▶ _GOAL_:
Below are some records. Output the lines from the first one through the line that holds "const fields = ['名称', '分类', '经销商', '手机', '身份证号', '地址']", exactly as written, with no pictures.

▶ _INPUT FOR THIS TASK_:
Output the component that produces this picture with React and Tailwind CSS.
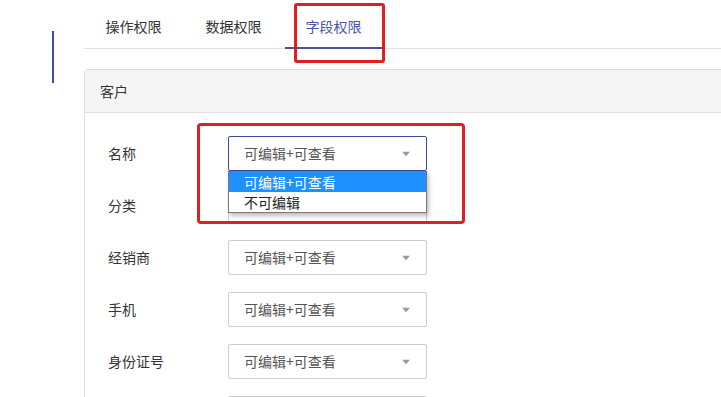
import React from 'react'

const tabs = ['操作权限', '数据权限', '字段权限']
const fields = ['名称', '分类', '经销商', '手机', '身份证号', '地址']

function Arrow() {
  return (
    <svg width="8" height="5" viewBox="0 0 8 5" className="absolute right-[16px] top-1/2 -translate-y-1/2">
      <path d="M0 0h8L4 5z" fill="#999" />
    </svg>
  )
}

function FieldSelect({ open }) {
  return (
    <div className="relative">
      <div
        className={`relative w-[199px] h-[35px] border rounded-[2px] bg-white pl-[15px] flex items-center text-[14px] text-[#555] ${
          open ? 'border-[#3d4b9c]' : 'border-[#ccc]'
        }`}
      >
        可编辑+可查看
        <Arrow />
      </div>
      {open && (
        <div className="absolute left-0 top-[35px] w-[199px] bg-white border border-[#767676] shadow-[2px_3px_4px_rgba(0,0,0,0.25)] z-10 text-[14px]">
          <div className="h-[20px] bg-[#1e90ff] text-white pl-[15px] leading-[20px]">可编辑+可查看</div>
          <div className="h-[20px] text-[#222] pl-[15px] leading-[20px]">不可编辑</div>
        </div>
      )}
    </div>
  )
}

export default function App() {
  return (
    <div className="w-[721px] h-[397px] overflow-hidden bg-white flex font-['Noto_Sans_CJK_SC','Microsoft_YaHei',sans-serif]">
      <div className="w-[84px] shrink-0 pt-[31px] pl-[52px]">
        <div className="w-[2px] h-[52px] bg-[#3f4ea8]" />
      </div>

      <div className="flex-1 flex flex-col">
        <div className="h-[49px] border-b border-[#e2e2e2] flex gap-[3px] pl-[1px] shrink-0 relative">
          {tabs.map((t, i) => (
            <div
              key={t}
              className={`relative w-[97px] flex items-center justify-center pt-[4px] text-[14px] ${
                i === 2 ? 'text-[#4b55a0]' : 'text-[#333]'
              }`}
            >
              {t}
              {i === 2 && <div className="absolute left-0 right-0 bottom-[-1px] h-[2px] bg-[#4b5298]" />}
              {i === 2 && (
                <div className="absolute left-[9px] top-[3px] w-[91px] h-[60px] border-[3px] border-[#e02020] rounded-[3px] z-20" />
              )}
            </div>
          ))}
        </div>

        <div className="mt-[20px] flex-1 border-l border-t border-[#ddd] rounded-tl-[4px]">
          <div className="h-[43px] bg-[#f5f5f5] border-b border-[#ddd] flex items-center pl-[15px] text-[14px] text-[#333]">
            客户
          </div>
          <div className="pl-[23px] pt-[23px] flex flex-col gap-[17px] relative">
            <div className="absolute left-[112px] top-[10px] w-[268px] h-[101px] border-[3px] border-[#e02020] rounded-[4px] z-20" />
            {fields.map((f, i) => (
              <div key={f} className="flex items-center">
                <div className="w-[120px] text-[14px] text-[#333]">{f}</div>
                <FieldSelect open={i === 0} />
              </div>
            ))}
          </div>
        </div>
      </div>
    </div>
  )
}
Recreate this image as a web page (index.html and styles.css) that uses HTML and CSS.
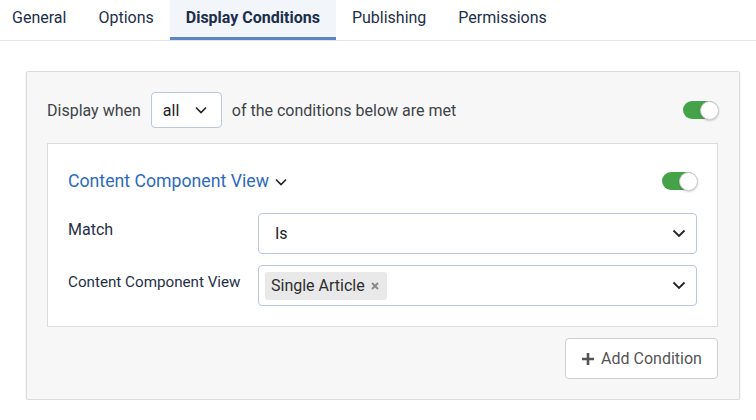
FILE: index.html
```html
<!DOCTYPE html>
<html lang="en">
<head>
<meta charset="utf-8">
<title>Display Conditions</title>
<link rel="stylesheet" href="styles.css">
</head>
<body>
<nav class="tabs">
  <div class="tab">General</div>
  <div class="tab">Options</div>
  <div class="tab active">Display Conditions</div>
  <div class="tab">Publishing</div>
  <div class="tab">Permissions</div>
</nav>

<section class="panel">
  <div class="when-row">
    <span class="muted">Display when</span>
    <div class="mini-select">
      <span>all</span>
      <svg class="chev" width="12" height="8" viewBox="0 0 12 8"><path d="M1 1.5l5 5 5-5" fill="none" stroke="#222" stroke-width="1.6"/></svg>
    </div>
    <span class="muted">of the conditions below are met</span>
    <span class="toggle"><span class="knob"></span></span>
  </div>

  <div class="card">
    <div class="card-head">
      <span class="card-title">Content Component View
        <svg class="title-chev" width="12" height="8" viewBox="0 0 12 8"><path d="M1 1.5l5 5 5-5" fill="none" stroke="#222" stroke-width="1.6"/></svg>
      </span>
      <span class="toggle"><span class="knob"></span></span>
    </div>
    <div class="field">
      <label class="label">Match</label>
      <div class="select">
        <span class="value">Is</span>
        <svg class="chev" width="14" height="9" viewBox="0 0 14 9"><path d="M1.5 1.5l5.5 5.5 5.5-5.5" fill="none" stroke="#222" stroke-width="1.8"/></svg>
      </div>
    </div>
    <div class="field">
      <label class="label long">Content Component View</label>
      <div class="select multi">
        <span class="chip">Single Article
          <svg class="x" width="8" height="8" viewBox="0 0 8 8" aria-label="remove"><path d="M1 1l6 6M7 1L1 7" stroke="#8a8a8a" stroke-width="2" fill="none"/></svg>
        </span>
        <svg class="chev" width="14" height="9" viewBox="0 0 14 9"><path d="M1.5 1.5l5.5 5.5 5.5-5.5" fill="none" stroke="#222" stroke-width="1.8"/></svg>
      </div>
    </div>
  </div>

  <div class="actions">
    <button class="btn">
      <svg width="14" height="14" viewBox="0 0 14 14"><path d="M7 1v12M1 7h12" stroke="#555" stroke-width="2.6" fill="none"/></svg>
      Add Condition
    </button>
  </div>
</section>
</body>
</html>
```

FILE: styles.css
```css
* { box-sizing: border-box; }

body {
  margin: 0;
  font-family: Roboto, "Liberation Sans", sans-serif;
  font-size: 16px;
  color: #1f3047;
  background: #fff;
}

.tabs {
  display: flex;
  border-bottom: 1px solid #dfe5ee;
}

.tab {
  height: 40px;
  padding: 0 16px 2px;
  display: flex;
  align-items: center;
  color: #1d2f4a;
  border-bottom: 3px solid transparent;
}

.tab:first-child { padding-left: 12px; }

.tab.active {
  font-weight: 700;
  background: #f2f5fa;
  border-bottom-color: #5a86c5;
  color: #1b2e4b;
}

.panel {
  margin: 30px 0 0 26px;
  width: 714px;
  background: #f7f7f7;
  border: 1px solid #dcdcdc;
  border-radius: 2px;
  box-shadow: 0 1px 3px rgba(0,0,0,0.08);
  padding: 20px 21px 20px 20px;
}

.when-row {
  display: flex;
  align-items: center;
  height: 36px;
}

.muted { color: #3e4349; }

.mini-select {
  margin: 0 10px 0 10px;
  width: 71px;
  height: 36px;
  background: #fff;
  border: 1px solid #b9c8df;
  border-radius: 4px;
  display: flex;
  align-items: center;
  justify-content: space-between;
  padding: 0 14px 0 11px;
  color: #222;
}

.toggle {
  margin-left: auto;
  position: relative;
  width: 35px;
  height: 18px;
  border-radius: 9px;
  background: #44a249;
  flex: none;
}

.knob {
  position: absolute;
  right: -1px;
  top: -0.5px;
  width: 19px;
  height: 19px;
  border-radius: 50%;
  background: #fff;
  border: 1px solid #c9cdc9;
  box-shadow: 0 1px 2px rgba(0,0,0,0.2);
}

.card {
  margin-top: 15px;
  background: #fff;
  border: 1px solid #dcdcdc;
  padding: 20px;
}

.card-head {
  display: flex;
  align-items: center;
  height: 34px;
}

.card-title {
  color: #2d6bbd;
  font-size: 17.7px;
  display: flex;
  align-items: center;
}

.title-chev { margin-left: 6px; margin-top: 2px; }

.field {
  display: grid;
  grid-template-columns: 190px 1fr;
  margin-top: 11px;
}

.card-head + .field { margin-top: 15px; }

.label {
  padding-top: 7px;
  color: #1f3047;
}

.label.long { font-size: 15.2px; padding-top: 8px; }

.select {
  height: 41px;
  border: 1px solid #b9c8df;
  border-radius: 4px;
  display: flex;
  align-items: center;
  justify-content: space-between;
  padding: 0 10px 0 16px;
  color: #222;
}

.select.multi { padding-left: 6px; }

.chip {
  background: #e9e9e9;
  border-radius: 3px;
  height: 28px;
  display: flex;
  align-items: center;
  gap: 6px;
  padding: 0 8px 0 6px;
  color: #2d2d2d;
}

.actions {
  display: flex;
  justify-content: flex-end;
  margin-top: 11px;
}

.btn {
  height: 41px;
  width: 153px;
  background: #fff;
  border: 1px solid #cfcfcf;
  border-radius: 4px;
  font-family: inherit;
  font-size: 16px;
  color: #555;
  display: flex;
  align-items: center;
  justify-content: center;
  gap: 6px;
  padding: 0;
}
```
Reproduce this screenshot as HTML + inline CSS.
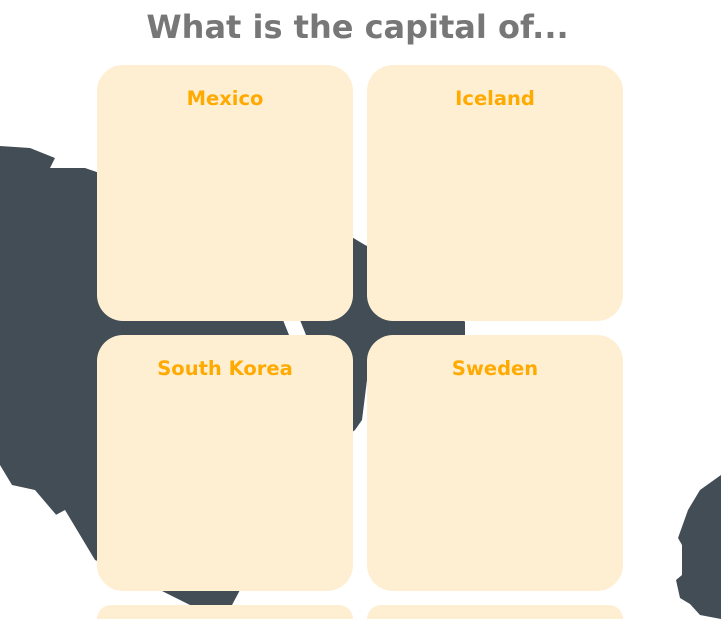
<!DOCTYPE html>
<html><head><style>
html,body{margin:0;padding:0;background:#fff;width:721px;height:619px;overflow:hidden;position:relative;font-family:"DejaVu Sans","Liberation Sans",sans-serif}
h1{position:absolute;top:8px;left:0;width:715px;text-align:center;margin:0;font-size:32px;font-weight:bold;color:#777}
.card{position:absolute;width:256px;height:256px;background:#feefd3;border-radius:26px;text-align:center;box-sizing:border-box;padding-top:22px;color:#ffaa00;font-weight:bold;font-size:19.5px}
.short{height:14px;border-radius:26px 26px 0 0;padding:0}
svg{position:absolute;left:0;top:0}
</style></head><body>
<svg width="721" height="619">
<path fill="#434d56" d="M0,146 L30,148 L55,158 L50,168 L85,168 L120,180 L300,220 L350,236 L365,245 L420,270 L450,300 L465,322 L465,336 L400,360 L367,380 L362,420 L355,430 L300,470 L260,540 L240,590 L232,605 L190,605 L160,590 L130,575 L95,560 L85,550 L65,525 L52,510 L35,490 L12,485 L0,465 Z"/>
<path fill="#fff" d="M52,517 L65,510 L95,560 L90,566 Z"/>
<path fill="#fff" d="M283,320 L300,320 L306,335 L289,335 Z"/>
<path fill="#434d56" d="M721,475 L700,490 L688,510 L678,538 L682,545 L682,575 L676,580 L680,598 L690,604 L700,615 L721,619 Z"/>
</svg>
<h1>What is the capital of...</h1>
<div class="card" style="left:97px;top:65px">Mexico</div>
<div class="card" style="left:367px;top:65px">Iceland</div>
<div class="card" style="left:97px;top:335px">South Korea</div>
<div class="card" style="left:367px;top:335px">Sweden</div>
<div class="card short" style="left:97px;top:605px"></div>
<div class="card short" style="left:367px;top:605px"></div>
</body></html>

▶ _RESULT_:
Output the component that produces this picture with React and Tailwind CSS.
import React from 'react'

const tabs = ['操作权限', '数据权限', '字段权限']
const fields = ['名称', '分类', '经销商', '手机', '身份证号', '地址']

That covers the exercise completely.